Reproduce exactly the run of lines from the one containing "Give me the HTML source for this page." through the one containing "<h1>数据中心</h1>". Pictures do not belong in the copy.
━━━━━━━━
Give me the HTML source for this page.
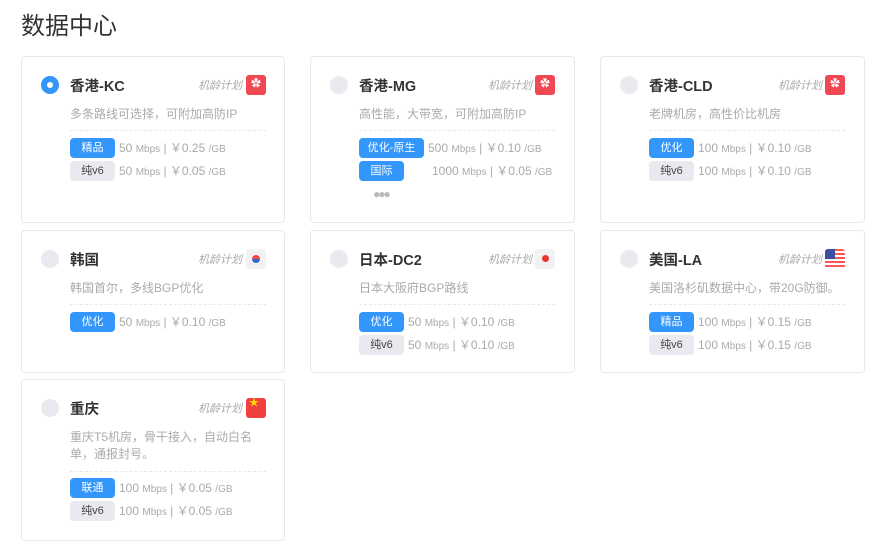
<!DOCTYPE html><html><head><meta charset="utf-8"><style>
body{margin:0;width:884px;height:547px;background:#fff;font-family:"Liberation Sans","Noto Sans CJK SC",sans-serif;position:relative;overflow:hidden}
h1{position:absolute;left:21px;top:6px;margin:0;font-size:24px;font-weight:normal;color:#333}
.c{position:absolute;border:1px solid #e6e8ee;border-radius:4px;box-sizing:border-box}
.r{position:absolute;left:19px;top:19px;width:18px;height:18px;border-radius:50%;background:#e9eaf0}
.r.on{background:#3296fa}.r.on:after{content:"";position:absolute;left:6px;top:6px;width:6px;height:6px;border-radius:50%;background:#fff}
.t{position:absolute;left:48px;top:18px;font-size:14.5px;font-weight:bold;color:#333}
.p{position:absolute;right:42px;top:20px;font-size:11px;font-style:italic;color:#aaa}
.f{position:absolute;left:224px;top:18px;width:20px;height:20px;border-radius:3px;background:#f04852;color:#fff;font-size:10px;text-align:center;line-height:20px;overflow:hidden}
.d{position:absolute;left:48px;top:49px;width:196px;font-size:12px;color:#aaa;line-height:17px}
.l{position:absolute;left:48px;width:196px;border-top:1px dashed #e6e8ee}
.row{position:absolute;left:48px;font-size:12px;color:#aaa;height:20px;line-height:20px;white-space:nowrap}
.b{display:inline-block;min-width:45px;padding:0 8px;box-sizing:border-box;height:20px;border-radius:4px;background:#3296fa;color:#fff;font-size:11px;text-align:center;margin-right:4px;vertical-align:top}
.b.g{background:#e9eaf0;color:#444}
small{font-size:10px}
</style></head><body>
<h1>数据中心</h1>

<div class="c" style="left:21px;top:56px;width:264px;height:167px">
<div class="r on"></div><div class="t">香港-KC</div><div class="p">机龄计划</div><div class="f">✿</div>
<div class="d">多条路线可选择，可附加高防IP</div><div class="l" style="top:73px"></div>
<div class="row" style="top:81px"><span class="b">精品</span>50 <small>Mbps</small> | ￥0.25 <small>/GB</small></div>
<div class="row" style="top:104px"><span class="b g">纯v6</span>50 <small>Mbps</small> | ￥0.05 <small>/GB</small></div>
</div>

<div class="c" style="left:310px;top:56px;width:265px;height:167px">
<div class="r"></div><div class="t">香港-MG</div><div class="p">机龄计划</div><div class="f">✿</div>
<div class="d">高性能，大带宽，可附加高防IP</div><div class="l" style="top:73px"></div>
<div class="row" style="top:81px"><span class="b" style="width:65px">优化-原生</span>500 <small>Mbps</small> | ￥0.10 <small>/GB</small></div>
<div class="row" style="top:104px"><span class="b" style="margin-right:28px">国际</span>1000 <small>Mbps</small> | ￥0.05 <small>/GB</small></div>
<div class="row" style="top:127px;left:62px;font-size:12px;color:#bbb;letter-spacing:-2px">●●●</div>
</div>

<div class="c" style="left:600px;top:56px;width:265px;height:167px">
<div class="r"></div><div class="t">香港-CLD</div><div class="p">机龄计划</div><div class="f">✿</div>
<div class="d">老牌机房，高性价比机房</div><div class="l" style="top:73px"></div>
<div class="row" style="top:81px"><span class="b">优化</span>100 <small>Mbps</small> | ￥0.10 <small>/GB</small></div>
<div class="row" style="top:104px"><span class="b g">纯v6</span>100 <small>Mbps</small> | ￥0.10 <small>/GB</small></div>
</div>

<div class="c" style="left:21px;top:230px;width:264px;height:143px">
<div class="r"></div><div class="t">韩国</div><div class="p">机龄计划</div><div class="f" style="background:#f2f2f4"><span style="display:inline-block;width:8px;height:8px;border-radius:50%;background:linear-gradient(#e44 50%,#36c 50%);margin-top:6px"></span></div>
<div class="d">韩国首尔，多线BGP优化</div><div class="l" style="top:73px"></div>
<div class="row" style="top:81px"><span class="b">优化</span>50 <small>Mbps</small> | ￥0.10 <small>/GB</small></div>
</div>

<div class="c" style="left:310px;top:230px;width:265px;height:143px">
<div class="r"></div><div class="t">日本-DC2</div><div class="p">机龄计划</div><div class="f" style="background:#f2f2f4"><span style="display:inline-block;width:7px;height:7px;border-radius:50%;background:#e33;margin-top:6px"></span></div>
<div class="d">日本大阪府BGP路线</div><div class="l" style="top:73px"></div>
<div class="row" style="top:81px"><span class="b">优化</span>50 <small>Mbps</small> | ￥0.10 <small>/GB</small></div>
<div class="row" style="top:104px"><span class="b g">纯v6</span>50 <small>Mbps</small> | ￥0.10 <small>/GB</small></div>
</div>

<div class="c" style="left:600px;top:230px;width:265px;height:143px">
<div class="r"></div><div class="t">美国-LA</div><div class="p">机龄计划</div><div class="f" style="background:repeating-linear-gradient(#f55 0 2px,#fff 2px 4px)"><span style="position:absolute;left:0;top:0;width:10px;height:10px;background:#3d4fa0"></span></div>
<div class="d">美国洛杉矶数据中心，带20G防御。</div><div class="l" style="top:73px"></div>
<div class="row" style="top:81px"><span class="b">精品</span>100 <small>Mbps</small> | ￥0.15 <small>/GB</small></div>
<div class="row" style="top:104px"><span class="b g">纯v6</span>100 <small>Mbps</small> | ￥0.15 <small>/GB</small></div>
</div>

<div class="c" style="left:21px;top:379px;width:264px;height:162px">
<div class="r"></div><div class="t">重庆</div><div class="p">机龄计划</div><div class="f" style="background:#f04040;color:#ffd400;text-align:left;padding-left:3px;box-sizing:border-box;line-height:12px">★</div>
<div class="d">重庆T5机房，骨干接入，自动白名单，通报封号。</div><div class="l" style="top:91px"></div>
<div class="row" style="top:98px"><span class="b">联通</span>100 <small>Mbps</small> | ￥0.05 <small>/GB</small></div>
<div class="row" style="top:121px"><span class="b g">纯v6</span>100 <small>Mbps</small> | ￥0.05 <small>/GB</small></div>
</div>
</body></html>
━━━━━━━━
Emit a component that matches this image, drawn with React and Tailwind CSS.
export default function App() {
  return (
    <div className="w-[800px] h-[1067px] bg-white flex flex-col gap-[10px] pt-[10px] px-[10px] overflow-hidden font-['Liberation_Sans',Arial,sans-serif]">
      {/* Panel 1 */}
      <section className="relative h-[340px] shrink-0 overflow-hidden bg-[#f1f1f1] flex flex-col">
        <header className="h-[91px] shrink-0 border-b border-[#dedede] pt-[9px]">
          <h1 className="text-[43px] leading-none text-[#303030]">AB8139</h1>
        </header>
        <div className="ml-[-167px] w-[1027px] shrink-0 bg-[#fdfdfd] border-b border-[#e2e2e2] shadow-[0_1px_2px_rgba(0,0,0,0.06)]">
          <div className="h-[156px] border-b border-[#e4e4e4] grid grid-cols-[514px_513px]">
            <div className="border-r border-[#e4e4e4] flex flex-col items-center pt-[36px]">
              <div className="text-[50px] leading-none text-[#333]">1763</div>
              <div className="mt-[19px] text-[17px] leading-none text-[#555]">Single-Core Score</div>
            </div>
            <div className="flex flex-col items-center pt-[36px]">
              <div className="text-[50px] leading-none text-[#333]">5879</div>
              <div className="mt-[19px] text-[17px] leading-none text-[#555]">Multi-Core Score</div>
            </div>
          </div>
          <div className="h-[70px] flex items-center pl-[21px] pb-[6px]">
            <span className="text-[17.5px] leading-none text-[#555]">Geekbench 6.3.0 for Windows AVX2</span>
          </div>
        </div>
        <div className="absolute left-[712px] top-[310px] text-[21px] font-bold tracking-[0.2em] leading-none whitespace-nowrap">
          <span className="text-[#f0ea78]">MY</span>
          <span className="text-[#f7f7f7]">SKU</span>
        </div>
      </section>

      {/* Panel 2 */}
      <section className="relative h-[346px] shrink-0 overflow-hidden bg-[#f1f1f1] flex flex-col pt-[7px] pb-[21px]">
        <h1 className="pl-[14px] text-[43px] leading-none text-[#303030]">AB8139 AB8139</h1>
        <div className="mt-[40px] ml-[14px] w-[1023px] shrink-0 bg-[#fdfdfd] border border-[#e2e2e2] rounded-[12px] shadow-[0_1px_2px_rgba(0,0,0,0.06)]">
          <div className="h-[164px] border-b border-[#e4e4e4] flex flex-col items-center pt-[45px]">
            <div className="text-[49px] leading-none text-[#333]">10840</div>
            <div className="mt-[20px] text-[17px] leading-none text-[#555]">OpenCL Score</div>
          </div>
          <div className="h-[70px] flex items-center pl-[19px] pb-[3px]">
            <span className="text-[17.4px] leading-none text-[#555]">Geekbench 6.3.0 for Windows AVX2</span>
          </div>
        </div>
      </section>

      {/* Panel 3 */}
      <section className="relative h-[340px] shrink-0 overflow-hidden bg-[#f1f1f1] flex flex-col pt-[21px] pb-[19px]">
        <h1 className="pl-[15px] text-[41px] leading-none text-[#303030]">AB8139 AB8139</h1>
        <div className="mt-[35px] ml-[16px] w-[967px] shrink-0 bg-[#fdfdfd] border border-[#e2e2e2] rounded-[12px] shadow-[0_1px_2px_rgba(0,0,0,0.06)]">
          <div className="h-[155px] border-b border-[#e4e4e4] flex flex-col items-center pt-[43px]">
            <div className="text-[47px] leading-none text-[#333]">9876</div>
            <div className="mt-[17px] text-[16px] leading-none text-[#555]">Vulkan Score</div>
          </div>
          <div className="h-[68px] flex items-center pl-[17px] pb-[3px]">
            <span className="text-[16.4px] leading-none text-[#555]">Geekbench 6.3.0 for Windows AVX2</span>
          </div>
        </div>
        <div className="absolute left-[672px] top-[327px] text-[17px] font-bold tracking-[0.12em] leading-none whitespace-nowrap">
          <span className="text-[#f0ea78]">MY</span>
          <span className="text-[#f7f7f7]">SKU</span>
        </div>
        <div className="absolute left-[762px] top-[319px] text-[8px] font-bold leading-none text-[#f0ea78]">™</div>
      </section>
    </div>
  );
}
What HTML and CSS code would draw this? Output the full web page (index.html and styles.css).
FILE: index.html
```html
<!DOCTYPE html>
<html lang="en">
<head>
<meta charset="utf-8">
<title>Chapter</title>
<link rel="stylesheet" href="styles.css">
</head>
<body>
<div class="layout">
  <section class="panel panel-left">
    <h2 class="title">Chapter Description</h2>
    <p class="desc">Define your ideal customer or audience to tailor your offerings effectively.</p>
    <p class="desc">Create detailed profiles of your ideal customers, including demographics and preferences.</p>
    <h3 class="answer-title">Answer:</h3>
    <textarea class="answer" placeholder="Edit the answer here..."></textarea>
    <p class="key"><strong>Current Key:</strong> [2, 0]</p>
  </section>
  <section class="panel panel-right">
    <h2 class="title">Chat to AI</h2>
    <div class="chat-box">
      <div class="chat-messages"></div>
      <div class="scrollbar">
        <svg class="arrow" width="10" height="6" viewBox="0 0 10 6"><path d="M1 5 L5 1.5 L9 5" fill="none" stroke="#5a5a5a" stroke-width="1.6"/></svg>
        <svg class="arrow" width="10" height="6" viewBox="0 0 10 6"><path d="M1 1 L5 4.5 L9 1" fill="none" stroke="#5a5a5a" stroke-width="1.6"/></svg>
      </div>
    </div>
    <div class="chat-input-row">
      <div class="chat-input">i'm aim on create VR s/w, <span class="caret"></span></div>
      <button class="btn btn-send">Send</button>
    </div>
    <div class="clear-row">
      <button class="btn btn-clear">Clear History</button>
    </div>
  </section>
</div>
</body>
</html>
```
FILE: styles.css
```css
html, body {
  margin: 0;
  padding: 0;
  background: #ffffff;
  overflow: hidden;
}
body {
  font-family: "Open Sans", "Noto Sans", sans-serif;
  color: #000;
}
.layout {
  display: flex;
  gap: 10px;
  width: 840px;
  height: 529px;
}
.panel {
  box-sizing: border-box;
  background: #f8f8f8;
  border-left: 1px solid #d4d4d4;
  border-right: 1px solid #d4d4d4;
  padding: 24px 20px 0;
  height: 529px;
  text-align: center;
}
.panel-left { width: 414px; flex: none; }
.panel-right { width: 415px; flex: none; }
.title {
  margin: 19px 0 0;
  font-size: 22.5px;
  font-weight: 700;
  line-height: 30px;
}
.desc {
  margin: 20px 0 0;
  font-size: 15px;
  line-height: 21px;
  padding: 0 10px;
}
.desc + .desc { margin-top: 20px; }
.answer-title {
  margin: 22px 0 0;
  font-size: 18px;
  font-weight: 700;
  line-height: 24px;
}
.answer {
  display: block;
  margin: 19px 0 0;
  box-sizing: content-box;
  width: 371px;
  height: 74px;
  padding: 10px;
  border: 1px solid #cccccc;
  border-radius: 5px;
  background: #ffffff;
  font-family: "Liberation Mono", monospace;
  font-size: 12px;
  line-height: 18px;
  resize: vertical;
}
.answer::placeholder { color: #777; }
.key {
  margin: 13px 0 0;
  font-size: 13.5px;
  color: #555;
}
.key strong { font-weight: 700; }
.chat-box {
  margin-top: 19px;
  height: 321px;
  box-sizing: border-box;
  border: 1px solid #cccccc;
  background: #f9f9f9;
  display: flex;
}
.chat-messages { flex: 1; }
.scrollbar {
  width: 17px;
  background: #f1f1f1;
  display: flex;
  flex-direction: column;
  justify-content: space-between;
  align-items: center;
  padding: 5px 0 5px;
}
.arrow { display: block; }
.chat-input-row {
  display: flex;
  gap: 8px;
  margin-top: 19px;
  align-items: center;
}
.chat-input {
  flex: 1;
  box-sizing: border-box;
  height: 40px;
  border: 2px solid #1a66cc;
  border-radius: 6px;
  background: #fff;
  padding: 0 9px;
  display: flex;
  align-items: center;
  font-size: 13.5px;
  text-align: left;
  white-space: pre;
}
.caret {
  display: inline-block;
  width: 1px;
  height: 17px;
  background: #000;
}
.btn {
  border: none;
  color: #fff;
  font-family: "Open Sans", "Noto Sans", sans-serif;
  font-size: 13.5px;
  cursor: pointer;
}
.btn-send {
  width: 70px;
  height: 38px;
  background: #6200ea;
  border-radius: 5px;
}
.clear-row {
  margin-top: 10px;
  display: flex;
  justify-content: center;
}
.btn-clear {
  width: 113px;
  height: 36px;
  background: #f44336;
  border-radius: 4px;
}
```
━━━━━━━━
- Answer to the task -
Give me the HTML source for this page.
<!DOCTYPE html><html><head><meta charset="utf-8"><style>
body{margin:0;width:884px;height:547px;background:#fff;font-family:"Liberation Sans","Noto Sans CJK SC",sans-serif;position:relative;overflow:hidden}
h1{position:absolute;left:21px;top:6px;margin:0;font-size:24px;font-weight:normal;color:#333}
.c{position:absolute;border:1px solid #e6e8ee;border-radius:4px;box-sizing:border-box}
.r{position:absolute;left:19px;top:19px;width:18px;height:18px;border-radius:50%;background:#e9eaf0}
.r.on{background:#3296fa}.r.on:after{content:"";position:absolute;left:6px;top:6px;width:6px;height:6px;border-radius:50%;background:#fff}
.t{position:absolute;left:48px;top:18px;font-size:14.5px;font-weight:bold;color:#333}
.p{position:absolute;right:42px;top:20px;font-size:11px;font-style:italic;color:#aaa}
.f{position:absolute;left:224px;top:18px;width:20px;height:20px;border-radius:3px;background:#f04852;color:#fff;font-size:10px;text-align:center;line-height:20px;overflow:hidden}
.d{position:absolute;left:48px;top:49px;width:196px;font-size:12px;color:#aaa;line-height:17px}
.l{position:absolute;left:48px;width:196px;border-top:1px dashed #e6e8ee}
.row{position:absolute;left:48px;font-size:12px;color:#aaa;height:20px;line-height:20px;white-space:nowrap}
.b{display:inline-block;min-width:45px;padding:0 8px;box-sizing:border-box;height:20px;border-radius:4px;background:#3296fa;color:#fff;font-size:11px;text-align:center;margin-right:4px;vertical-align:top}
.b.g{background:#e9eaf0;color:#444}
small{font-size:10px}
</style></head><body>
<h1>数据中心</h1>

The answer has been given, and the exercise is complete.